L’intrigue conduit le héros à parcourir les trésors architecturaux de la capitale fédérale. On y croise une représentation de George Washington posant la première pierre du Capitole dans son tablier de maçon, entouré de l’équerre et du compas. « Cela pourrait choquer certains lecteurs », a mis en garde la chaîne NBC. Non seulement Dan Brown insiste lourdement sur le passé de libre-penseur du premier président. Mais il laisse entendre que les Fondateurs se sont inspirés de certains principes maçonniques – élection des leaders, vote à bulletin secret – lorsqu’ils ont dessiné les institutions.
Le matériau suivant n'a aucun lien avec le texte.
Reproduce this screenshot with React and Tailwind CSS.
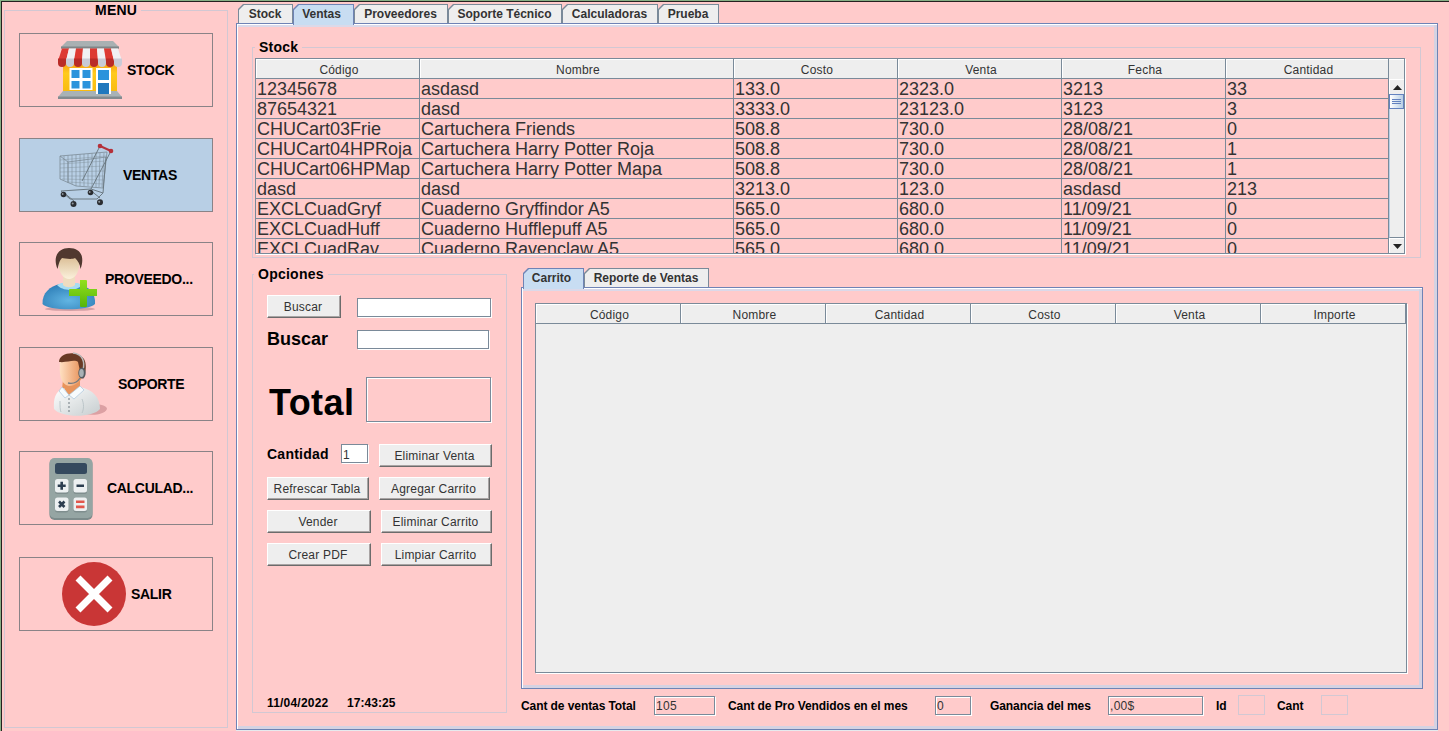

Washington avait déjà été le décor du film National Treasure, avec Nicolas Cage dans le rôle de l’archéologue Benjamin Gates. Sous la plume de Dan Brown, elle est devenue la capitale de l’ésotérique. Les Lost Symbol Tours ont commencé (75 dollars pour deux heures de « tour maçonnique » en Segway). On passe par le temple maçonnique de George Washington à Alexandria, l’un des édifices les plus élevés de la région, inspiré du phare d’Alexandrie. Puis le temple du Rite écossais de la 16e Rue, surdimensionné sur son piédestal, flanqué de deux sphinx. Il abrite aujourd’hui 33 fauteuils de cérémonie et 33 colonnes de 33 pieds de haut. 33 comme 15 + 9 + 09, la date de publication du Symbole perdu…

La presse s’est amusée à comptabiliser les francs-maçons dans la classe politique. Ils sont nombreux au Congrès, mais le dernier président en date est Gerald Ford, l’adjoint de Nixon, le 13e président maçon après Washington. Comme s’est amusé à le constater le critique de Time, Washington peut maintenant faire jeu égal avec Rome ou Paris pour les symboles. Les Américains ne sont pas que « des touristes à tee-shirts et surcharge pondérale ». Ils ont une histoire « aussi bizarre » que celle des autres, un dollar frappé d’une pyramide inachevée et une capitale pleine d’ombres, de mystères gothiques et de rites secrets.